With these threats in mind, the question any self-respecting information professional should be asking themselves is "how can I mitigate the inevitable breach by reducing my sensitive data surface area?"
Leave Less Candy on the Shelves
In May 2023, the law firm Kirkland Ellis, and other companies such as health insurer Humana, were the victim of a hack where the threat actor compromised the MoveIT data transfer service and gained access to a litany of sensitive personal data in files contained within. The subsequent class action accuses the law firm of 'not doing enough to safeguard personal information'. Other organizations, perhaps most prominently, Equifax, the data analytics giant, have made similar errors, where hackers have gained access to their information environment and found significant volumes of sensitive data effectively left lying on the shelf. Indeed, in our daily business as a data discovery vendor, we find that this pattern is common place, from a defense manufacturer leaving top executive salary and data exposed to a natural resources company exposing employee disciplinary records to open search.

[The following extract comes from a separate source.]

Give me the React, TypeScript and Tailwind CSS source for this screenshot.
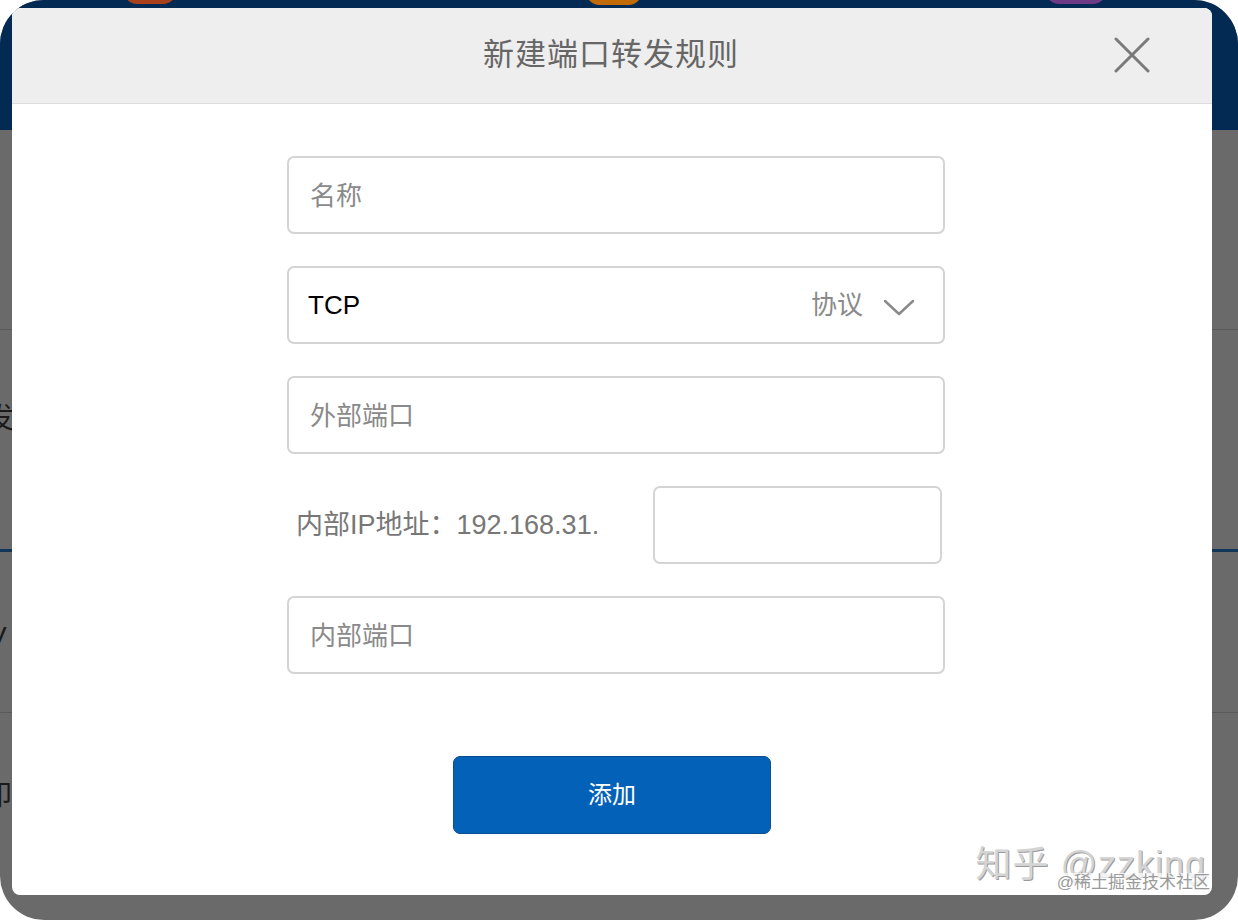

Looking back, all of this is understandable. Our IT and information systems rarely work seamlessly for the average user and busy people, just trying to get through their day, unintentionally leave data unattended, subconsciously assuming that it's safe where it lies. However, in the modern threat environment, it should be plain to anyone who is paying even a little bit of attention that all organizations need to get better at storing less data. This means simply disposing of that which is no longer being used and, where it is needed, making sure it is stored in as few places as possible. The evidence is, however, that we have some way to go to to instill such behavoirs and even further to resolve all the accumulated sins of the past.
Information Governance, the Eyes and Ears of the Business
Information security is a team effort. It requires everyone to be aware of the hazards inherent in their daily work and take time to reduce the resultant risk. However, it's unrealistic to expect that end users shoulder too great a share of that burden. Sure, they can always get better, but they have other responsibilities that we need them to attend to. Further, we have already established that our cyber security colleagues are fighting an uphill battle and can never guarantee that a breach will not occur. With that reality in mind, who is watching out for the organization's data as an asset?
With compliance focusing on a broad range of requirements across all aspects of the organization, Information Governance (or an equivalent) should have the business's back to oversee its information holdings. It stands in the gap between the security organization and the business as the group with the skills and experience to understand the big picture and, armed with the facts on data practices actually in use; it should work hand-in-glove with compliance to assess and mitigate the resultant risk. This task is not small, so Information Governance teams need to be data-driven. They need insights to help them identify data at risk and understand the underlying user practices.
Insights Made for Data-Driven Governance
Information Governance teams empowered with a data discovery capability have the tools to be proactive in their role. Such a capability allows them to spot the warning signs of proliferating bad practices and mitigate the resulting issues. What's more, they can monitor those practices against policies and standards and provide metrics that allow the business to be held accountable for agreed-upon improvement.
Recognizing that cyber security cannot fight this fight alone, we built ActiveNav Cloud to power up Information Governance and Compliance teams to become data-driven. It provides insights across all unstructured data, allowing users to pinpoint risk hotspots and providing clear workflows and visualizations that enable prompt and defensible mitigation. You can see it in action and learn more here.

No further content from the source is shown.